▶ **Exercise objective**
Quote the whole listing exactly. Leave the pictures out of your copy.

▶ **Supplied material**
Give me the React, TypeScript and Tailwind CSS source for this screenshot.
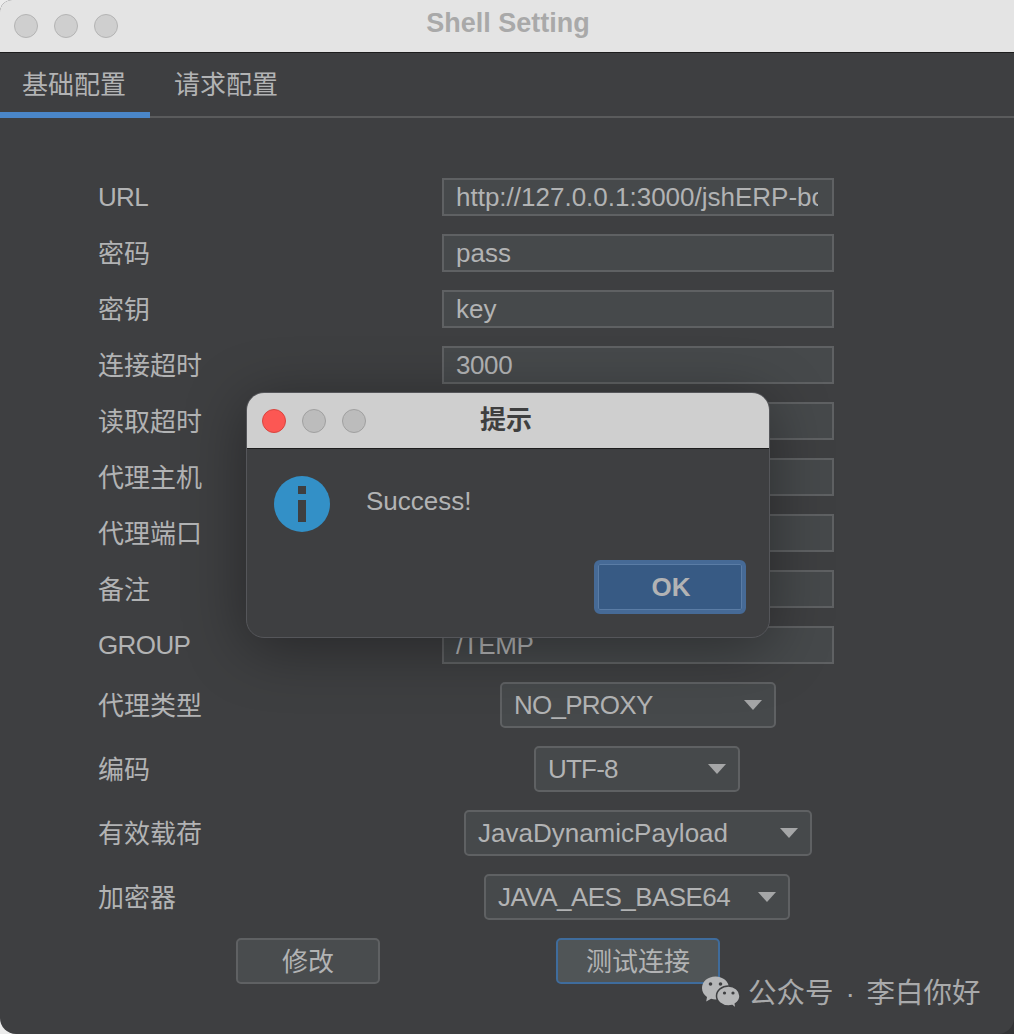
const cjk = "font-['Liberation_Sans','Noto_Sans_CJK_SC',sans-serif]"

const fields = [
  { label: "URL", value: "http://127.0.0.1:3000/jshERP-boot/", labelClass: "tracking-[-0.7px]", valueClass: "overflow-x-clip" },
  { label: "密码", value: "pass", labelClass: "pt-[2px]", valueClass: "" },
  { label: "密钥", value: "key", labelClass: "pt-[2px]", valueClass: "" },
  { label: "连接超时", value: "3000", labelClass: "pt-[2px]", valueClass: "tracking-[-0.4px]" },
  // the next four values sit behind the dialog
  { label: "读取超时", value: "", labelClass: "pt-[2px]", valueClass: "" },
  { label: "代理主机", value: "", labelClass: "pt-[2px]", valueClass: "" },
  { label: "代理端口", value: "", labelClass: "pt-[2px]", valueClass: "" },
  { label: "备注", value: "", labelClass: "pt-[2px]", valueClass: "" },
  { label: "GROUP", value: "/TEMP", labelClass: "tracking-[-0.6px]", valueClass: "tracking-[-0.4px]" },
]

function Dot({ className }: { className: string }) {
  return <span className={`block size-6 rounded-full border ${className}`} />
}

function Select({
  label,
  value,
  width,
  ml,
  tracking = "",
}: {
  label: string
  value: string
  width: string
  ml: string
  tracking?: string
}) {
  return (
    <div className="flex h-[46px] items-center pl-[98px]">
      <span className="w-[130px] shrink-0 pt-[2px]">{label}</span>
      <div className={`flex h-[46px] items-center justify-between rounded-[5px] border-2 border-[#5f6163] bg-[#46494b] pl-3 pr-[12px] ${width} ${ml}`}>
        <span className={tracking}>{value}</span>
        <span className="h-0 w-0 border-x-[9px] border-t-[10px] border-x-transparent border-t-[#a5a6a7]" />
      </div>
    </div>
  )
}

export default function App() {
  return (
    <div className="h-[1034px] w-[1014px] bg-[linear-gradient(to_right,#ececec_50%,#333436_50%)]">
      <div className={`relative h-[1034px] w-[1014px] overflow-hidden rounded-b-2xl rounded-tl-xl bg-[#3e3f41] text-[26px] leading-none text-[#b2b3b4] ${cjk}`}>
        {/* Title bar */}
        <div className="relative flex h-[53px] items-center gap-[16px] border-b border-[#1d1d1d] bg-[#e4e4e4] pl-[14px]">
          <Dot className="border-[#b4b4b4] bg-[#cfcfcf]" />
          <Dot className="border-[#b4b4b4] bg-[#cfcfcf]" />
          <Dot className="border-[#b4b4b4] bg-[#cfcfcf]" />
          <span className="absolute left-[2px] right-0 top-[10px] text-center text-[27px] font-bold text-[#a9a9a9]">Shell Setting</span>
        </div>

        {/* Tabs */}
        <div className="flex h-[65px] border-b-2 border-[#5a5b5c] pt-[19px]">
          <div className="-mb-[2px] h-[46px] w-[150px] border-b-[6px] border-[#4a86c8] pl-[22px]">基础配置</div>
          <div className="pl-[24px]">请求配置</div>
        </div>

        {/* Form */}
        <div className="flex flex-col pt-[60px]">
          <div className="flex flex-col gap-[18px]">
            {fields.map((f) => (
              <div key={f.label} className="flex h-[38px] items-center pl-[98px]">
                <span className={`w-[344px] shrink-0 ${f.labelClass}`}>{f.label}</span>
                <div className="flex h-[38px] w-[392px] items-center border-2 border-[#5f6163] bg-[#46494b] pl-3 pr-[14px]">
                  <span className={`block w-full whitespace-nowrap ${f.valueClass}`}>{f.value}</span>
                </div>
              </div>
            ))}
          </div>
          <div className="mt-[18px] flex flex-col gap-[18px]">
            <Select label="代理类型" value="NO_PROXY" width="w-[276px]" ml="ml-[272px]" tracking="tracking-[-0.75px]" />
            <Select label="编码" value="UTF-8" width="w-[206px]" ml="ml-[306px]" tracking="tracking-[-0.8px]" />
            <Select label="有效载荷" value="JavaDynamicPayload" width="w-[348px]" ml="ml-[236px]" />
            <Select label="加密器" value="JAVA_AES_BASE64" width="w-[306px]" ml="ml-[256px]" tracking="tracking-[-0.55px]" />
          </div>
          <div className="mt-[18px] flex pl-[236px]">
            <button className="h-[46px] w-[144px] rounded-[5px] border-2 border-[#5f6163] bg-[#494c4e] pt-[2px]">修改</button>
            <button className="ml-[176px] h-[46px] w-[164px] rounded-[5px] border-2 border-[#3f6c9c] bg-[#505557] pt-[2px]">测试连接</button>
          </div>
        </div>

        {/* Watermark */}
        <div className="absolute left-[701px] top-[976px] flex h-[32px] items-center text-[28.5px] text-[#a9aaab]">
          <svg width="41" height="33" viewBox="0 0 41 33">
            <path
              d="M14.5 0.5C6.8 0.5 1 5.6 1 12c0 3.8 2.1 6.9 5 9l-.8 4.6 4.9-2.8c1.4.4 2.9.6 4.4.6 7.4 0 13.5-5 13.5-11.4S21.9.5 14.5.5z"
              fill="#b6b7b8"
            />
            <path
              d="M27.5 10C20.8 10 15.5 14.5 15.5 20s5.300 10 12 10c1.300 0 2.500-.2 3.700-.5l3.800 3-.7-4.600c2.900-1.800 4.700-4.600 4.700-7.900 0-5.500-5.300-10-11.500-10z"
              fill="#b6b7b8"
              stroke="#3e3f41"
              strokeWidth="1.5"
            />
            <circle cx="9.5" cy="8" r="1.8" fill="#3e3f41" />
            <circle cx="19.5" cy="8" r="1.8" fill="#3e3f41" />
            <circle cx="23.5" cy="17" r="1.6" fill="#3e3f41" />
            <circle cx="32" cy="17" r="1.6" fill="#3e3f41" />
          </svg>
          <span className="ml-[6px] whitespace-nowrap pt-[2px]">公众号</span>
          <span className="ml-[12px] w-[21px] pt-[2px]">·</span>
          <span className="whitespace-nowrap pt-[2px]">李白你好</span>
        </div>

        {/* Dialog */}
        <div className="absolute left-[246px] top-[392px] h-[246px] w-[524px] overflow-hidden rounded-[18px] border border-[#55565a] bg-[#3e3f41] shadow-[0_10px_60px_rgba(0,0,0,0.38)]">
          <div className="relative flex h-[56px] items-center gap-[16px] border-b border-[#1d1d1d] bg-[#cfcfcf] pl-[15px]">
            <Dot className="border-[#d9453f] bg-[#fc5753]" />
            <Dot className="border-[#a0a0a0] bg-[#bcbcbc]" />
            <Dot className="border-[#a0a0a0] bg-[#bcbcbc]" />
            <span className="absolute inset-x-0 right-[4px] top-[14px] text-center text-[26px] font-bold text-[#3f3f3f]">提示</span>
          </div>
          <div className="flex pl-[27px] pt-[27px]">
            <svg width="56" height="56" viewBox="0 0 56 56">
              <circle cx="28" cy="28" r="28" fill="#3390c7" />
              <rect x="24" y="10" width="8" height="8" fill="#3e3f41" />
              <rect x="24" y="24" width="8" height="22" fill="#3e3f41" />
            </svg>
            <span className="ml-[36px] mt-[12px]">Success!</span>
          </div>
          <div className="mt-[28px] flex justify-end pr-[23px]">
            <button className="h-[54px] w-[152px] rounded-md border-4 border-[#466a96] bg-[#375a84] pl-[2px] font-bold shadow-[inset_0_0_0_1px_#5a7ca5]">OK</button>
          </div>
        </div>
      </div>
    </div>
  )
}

▶ **The reply**
Give me the React, TypeScript and Tailwind CSS source for this screenshot.
const cjk = "font-['Liberation_Sans','Noto_Sans_CJK_SC',sans-serif]"

const fields = [
  { label: "URL", value: "http://127.0.0.1:3000/jshERP-boot/", labelClass: "tracking-[-0.7px]", valueClass: "overflow-x-clip" },
  { label: "密码", value: "pass", labelClass: "pt-[2px]", valueClass: "" },
  { label: "密钥", value: "key", labelClass: "pt-[2px]", valueClass: "" },
  { label: "连接超时", value: "3000", labelClass: "pt-[2px]", valueClass: "tracking-[-0.4px]" },
  // the next four values sit behind the dialog
  { label: "读取超时", value: "", labelClass: "pt-[2px]", valueClass: "" },
  { label: "代理主机", value: "", labelClass: "pt-[2px]", valueClass: "" },
  { label: "代理端口", value: "", labelClass: "pt-[2px]", valueClass: "" },
  { label: "备注", value: "", labelClass: "pt-[2px]", valueClass: "" },
  { label: "GROUP", value: "/TEMP", labelClass: "tracking-[-0.6px]", valueClass: "tracking-[-0.4px]" },
]

function Dot({ className }: { className: string }) {
  return <span className={`block size-6 rounded-full border ${className}`} />
}

function Select({
  label,
  value,
  width,
  ml,
  tracking = "",
}: {
  label: string
  value: string
  width: string
  ml: string
  tracking?: string
}) {
  return (
    <div className="flex h-[46px] items-center pl-[98px]">
      <span className="w-[130px] shrink-0 pt-[2px]">{label}</span>
      <div className={`flex h-[46px] items-center justify-between rounded-[5px] border-2 border-[#5f6163] bg-[#46494b] pl-3 pr-[12px] ${width} ${ml}`}>
        <span className={tracking}>{value}</span>
        <span className="h-0 w-0 border-x-[9px] border-t-[10px] border-x-transparent border-t-[#a5a6a7]" />
      </div>
    </div>
  )
}

export default function App() {
  return (
    <div className="h-[1034px] w-[1014px] bg-[linear-gradient(to_right,#ececec_50%,#333436_50%)]">
      <div className={`relative h-[1034px] w-[1014px] overflow-hidden rounded-b-2xl rounded-tl-xl bg-[#3e3f41] text-[26px] leading-none text-[#b2b3b4] ${cjk}`}>
        {/* Title bar */}
        <div className="relative flex h-[53px] items-center gap-[16px] border-b border-[#1d1d1d] bg-[#e4e4e4] pl-[14px]">
          <Dot className="border-[#b4b4b4] bg-[#cfcfcf]" />
          <Dot className="border-[#b4b4b4] bg-[#cfcfcf]" />
          <Dot className="border-[#b4b4b4] bg-[#cfcfcf]" />
          <span className="absolute left-[2px] right-0 top-[10px] text-center text-[27px] font-bold text-[#a9a9a9]">Shell Setting</span>
        </div>

        {/* Tabs */}
        <div className="flex h-[65px] border-b-2 border-[#5a5b5c] pt-[19px]">
          <div className="-mb-[2px] h-[46px] w-[150px] border-b-[6px] border-[#4a86c8] pl-[22px]">基础配置</div>
          <div className="pl-[24px]">请求配置</div>
        </div>

        {/* Form */}
        <div className="flex flex-col pt-[60px]">
          <div className="flex flex-col gap-[18px]">
            {fields.map((f) => (
              <div key={f.label} className="flex h-[38px] items-center pl-[98px]">
                <span className={`w-[344px] shrink-0 ${f.labelClass}`}>{f.label}</span>
                <div className="flex h-[38px] w-[392px] items-center border-2 border-[#5f6163] bg-[#46494b] pl-3 pr-[14px]">
                  <span className={`block w-full whitespace-nowrap ${f.valueClass}`}>{f.value}</span>
                </div>
              </div>
            ))}
          </div>
          <div className="mt-[18px] flex flex-col gap-[18px]">
            <Select label="代理类型" value="NO_PROXY" width="w-[276px]" ml="ml-[272px]" tracking="tracking-[-0.75px]" />
            <Select label="编码" value="UTF-8" width="w-[206px]" ml="ml-[306px]" tracking="tracking-[-0.8px]" />
            <Select label="有效载荷" value="JavaDynamicPayload" width="w-[348px]" ml="ml-[236px]" />
            <Select label="加密器" value="JAVA_AES_BASE64" width="w-[306px]" ml="ml-[256px]" tracking="tracking-[-0.55px]" />
          </div>
          <div className="mt-[18px] flex pl-[236px]">
            <button className="h-[46px] w-[144px] rounded-[5px] border-2 border-[#5f6163] bg-[#494c4e] pt-[2px]">修改</button>
            <button className="ml-[176px] h-[46px] w-[164px] rounded-[5px] border-2 border-[#3f6c9c] bg-[#505557] pt-[2px]">测试连接</button>
          </div>
        </div>

        {/* Watermark */}
        <div className="absolute left-[701px] top-[976px] flex h-[32px] items-center text-[28.5px] text-[#a9aaab]">
          <svg width="41" height="33" viewBox="0 0 41 33">
            <path
              d="M14.5 0.5C6.8 0.5 1 5.6 1 12c0 3.8 2.1 6.9 5 9l-.8 4.6 4.9-2.8c1.4.4 2.9.6 4.4.6 7.4 0 13.5-5 13.5-11.4S21.9.5 14.5.5z"
              fill="#b6b7b8"
            />
            <path
              d="M27.5 10C20.8 10 15.5 14.5 15.5 20s5.300 10 12 10c1.300 0 2.500-.2 3.700-.5l3.800 3-.7-4.600c2.900-1.800 4.700-4.600 4.700-7.900 0-5.500-5.300-10-11.500-10z"
              fill="#b6b7b8"
              stroke="#3e3f41"
              strokeWidth="1.5"
            />
            <circle cx="9.5" cy="8" r="1.8" fill="#3e3f41" />
            <circle cx="19.5" cy="8" r="1.8" fill="#3e3f41" />
            <circle cx="23.5" cy="17" r="1.6" fill="#3e3f41" />
            <circle cx="32" cy="17" r="1.6" fill="#3e3f41" />
          </svg>
          <span className="ml-[6px] whitespace-nowrap pt-[2px]">公众号</span>
          <span className="ml-[12px] w-[21px] pt-[2px]">·</span>
          <span className="whitespace-nowrap pt-[2px]">李白你好</span>
        </div>

        {/* Dialog */}
        <div className="absolute left-[246px] top-[392px] h-[246px] w-[524px] overflow-hidden rounded-[18px] border border-[#55565a] bg-[#3e3f41] shadow-[0_10px_60px_rgba(0,0,0,0.38)]">
          <div className="relative flex h-[56px] items-center gap-[16px] border-b border-[#1d1d1d] bg-[#cfcfcf] pl-[15px]">
            <Dot className="border-[#d9453f] bg-[#fc5753]" />
            <Dot className="border-[#a0a0a0] bg-[#bcbcbc]" />
            <Dot className="border-[#a0a0a0] bg-[#bcbcbc]" />
            <span className="absolute inset-x-0 right-[4px] top-[14px] text-center text-[26px] font-bold text-[#3f3f3f]">提示</span>
          </div>
          <div className="flex pl-[27px] pt-[27px]">
            <svg width="56" height="56" viewBox="0 0 56 56">
              <circle cx="28" cy="28" r="28" fill="#3390c7" />
              <rect x="24" y="10" width="8" height="8" fill="#3e3f41" />
              <rect x="24" y="24" width="8" height="22" fill="#3e3f41" />
            </svg>
            <span className="ml-[36px] mt-[12px]">Success!</span>
          </div>
          <div className="mt-[28px] flex justify-end pr-[23px]">
            <button className="h-[54px] w-[152px] rounded-md border-4 border-[#466a96] bg-[#375a84] pl-[2px] font-bold shadow-[inset_0_0_0_1px_#5a7ca5]">OK</button>
          </div>
        </div>
      </div>
    </div>
  )
}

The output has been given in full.